RACINE -- In the City of Racine, a small, local business opened its doors Thursday, May 14 after the Wisconsin Supreme Court struck down the state's "Safer at Home" order Wednesday. This, despite the fact that a “Safer at Home – Racine” order was issued the evening of May 13 by the City of Racine’s public health administrator following the SCOWIS ruling.
The Racine order adopts Wisconsin’s "Safer at Home" order for the City of Racine and Villages of Wind Point and Elmwood Park until 8 a.m. on Tuesday, May 26, health officials said Thursday, noting that in addition, "the City of Racine is in the process of finalizing guidance which is aligned with the Badger Bounce Back plan and will allow for a safe, gradual reopening of the community." Officials said "the health department continues to work with local businesses and other entities on a one-to-one basis to address their questions and concerns."
"I am happy that more businesses will be able to be open." Michelle Schimian of RG Natural Babies said. "Business owners that I know will take safety precautions and take safe measures to help their customers to feel safe,"
The owner of RG Natural Babies said Wednesday night's Supreme Court ruling meant business owners could get back to doing just that.
"There's a lot at risk and at stake for everybody, but we also believe that we can keep things cleaner and safer than Target and Walmart can -- and other big box stores," Schimian said.
Just down the street, another business owner took a different stance.
The owner of Hot Shop Glass said she will keep their doors closed for the time being.
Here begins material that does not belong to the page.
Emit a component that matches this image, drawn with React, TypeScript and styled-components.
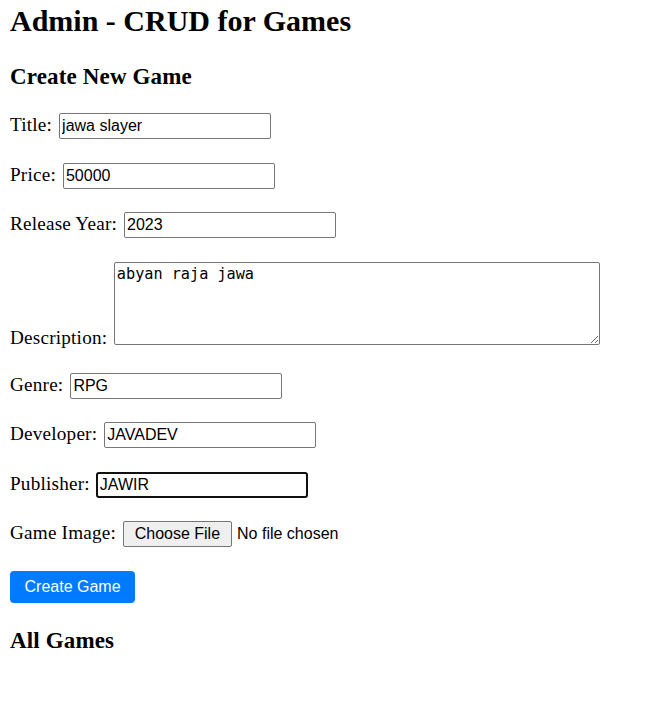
import React from "react";
import styled, { createGlobalStyle, css } from "styled-components";

const GlobalStyle = createGlobalStyle`
  html, body { margin: 0; padding: 0; background: #ffffff; }
  body { font-family: "Liberation Serif", "Times New Roman", serif; color: #000; }
`;

const Page = styled.div`
  padding: 0 10px;
  font-family: "Liberation Serif", "Times New Roman", serif;
  color: #000;
`;

const PageTitle = styled.h1`
  margin: 4px 0 0;
  font-size: 30px;
  line-height: 34px;
  font-weight: bold;
`;

const SectionTitle = styled.h2<{ $top: number }>`
  margin: ${(p) => p.$top}px 0 0;
  font-size: 23px;
  line-height: 27px;
  font-weight: bold;
  letter-spacing: 0.15px;
`;

const Form = styled.form`
  margin-top: 23px;
  display: flex;
  flex-direction: column;
  align-items: flex-start;
  gap: 23.5px;
`;

const Row = styled.div<{ $bottom?: boolean }>`
  display: flex;
  align-items: baseline;
  gap: 6.6px;
  ${(p) =>
    p.$bottom &&
    css`
      align-items: flex-end;
      padding-bottom: 4.6px;
    `}
`;

const Label = styled.label<{ $bottom?: boolean }>`
  font-size: 19.2px;
  line-height: normal;
  letter-spacing: 0.2px;
  white-space: nowrap;
  ${(p) =>
    p.$bottom &&
    css`
      margin-bottom: -4.6px;
      margin-right: 0px;
    `}
`;

const TextInput = styled.input<{ $focused?: boolean }>`
  box-sizing: border-box;
  width: 212px;
  height: 26px;
  margin: 0;
  padding: 0 2.4px;
  font-family: "Liberation Sans", Arial, sans-serif;
  font-size: 16px;
  color: #000;
  background: #fff;
  border: 1px solid #767676;
  border-radius: 2px;
  outline: none;
  ${(p) =>
    p.$focused &&
    css`
      border: 2px solid #101010;
      border-radius: 3px;
      padding: 0 1.4px;
    `}
`;

const TextArea = styled.textarea`
  box-sizing: border-box;
  width: 486px;
  height: 83px;
  margin: 0;
  padding: 2px;
  font-family: "DejaVu Sans Mono", "Liberation Mono", monospace;
  font-size: 15.2px;
  color: #000;
  border: 1px solid #767676;
  border-radius: 2px;
  outline: none;
`;

const FileButton = styled.button`
  box-sizing: border-box;
  height: 26px;
  padding: 0 11px;
  margin: 0 5px 0 0;
  font-family: "Liberation Sans", Arial, sans-serif;
  font-size: 16px;
  color: #000;
  background: #efefef;
  border: 1px solid #767676;
  border-radius: 2px;
`;

const FileStatus = styled.span`
  font-family: "Liberation Sans", Arial, sans-serif;
  font-size: 16px;
`;

const FileGroup = styled.span`
  display: inline-flex;
  align-items: baseline;
`;

const SubmitButton = styled.button`
  box-sizing: border-box;
  height: 32px;
  padding: 0 14.5px;
  font-family: "Liberation Sans", Arial, sans-serif;
  font-size: 16px;
  color: #fff;
  background: #007bff;
  border: none;
  border-radius: 4px;
`;

type Field = { label: string; value: string; focused?: boolean };

const before: Field[] = [
  { label: "Title:", value: "jawa slayer" },
  { label: "Price:", value: "50000" },
  { label: "Release Year:", value: "2023" },
];

const after: Field[] = [
  { label: "Genre:", value: "RPG" },
  { label: "Developer:", value: "JAVADEV" },
  { label: "Publisher:", value: "JAWIR", focused: true },
];

function FieldRow({ f }: { f: Field }) {
  return (
    <Row>
      <Label>{f.label}</Label>
      <TextInput type="text" defaultValue={f.value} $focused={f.focused} />
    </Row>
  );
}

export default function App() {
  return (
    <>
      <GlobalStyle />
      <Page>
        <PageTitle>Admin - CRUD for Games</PageTitle>
        <SectionTitle $top={25}>Create New Game</SectionTitle>
        <Form onSubmit={(e) => e.preventDefault()}>
          {before.map((f) => (
            <FieldRow key={f.label} f={f} />
          ))}
          <Row $bottom>
            <Label $bottom>Description:</Label>
            <TextArea defaultValue="abyan raja jawa" />
          </Row>
          {after.map((f) => (
            <FieldRow key={f.label} f={f} />
          ))}
          <Row>
            <Label>Game Image:</Label>
            <FileGroup>
              <FileButton type="button">Choose File</FileButton>
              <FileStatus>No file chosen</FileStatus>
            </FileGroup>
          </Row>
          <SubmitButton type="submit">Create Game</SubmitButton>
        </Form>
        <SectionTitle $top={24.8}>All Games</SectionTitle>
      </Page>
    </>
  );
}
"It's impacted our business greatly, but we're all right with it right now," Owner Amanda Cosgrove-Paffrath said. "I would like to have some revenue coming in, but we're going to have to think differently about how that happens, too."
City leaders reminded the public that the city will be supporting a "Safer at Home" extension until May 26.
Racine Mayor Cory Mason
"A month ago, the City of Racine had 63 positive cases," Racine Mayor Cory Mason said. "On Monday, it was just over 500, and today, we're well on our way to 600 cases."
Mayor Mason said continuing the order was a tough decision, but that it needs to be enforced if they're going to beat COVID-19.
"This is not fair for anyone," he said. "There is nothing fair about the coronavirus, but we're doing our very best to balance public health and the economic vitality of our community."
In response to the Wisconsin Supreme Court’s ruling, the Central Racine County Health Department issued “new, strong recommendations on limiting the number of customers and staff in one location, limiting mass gatherings and cancelling or postponing fairs and festivals" -- but there is no "Safer at Home" order in place.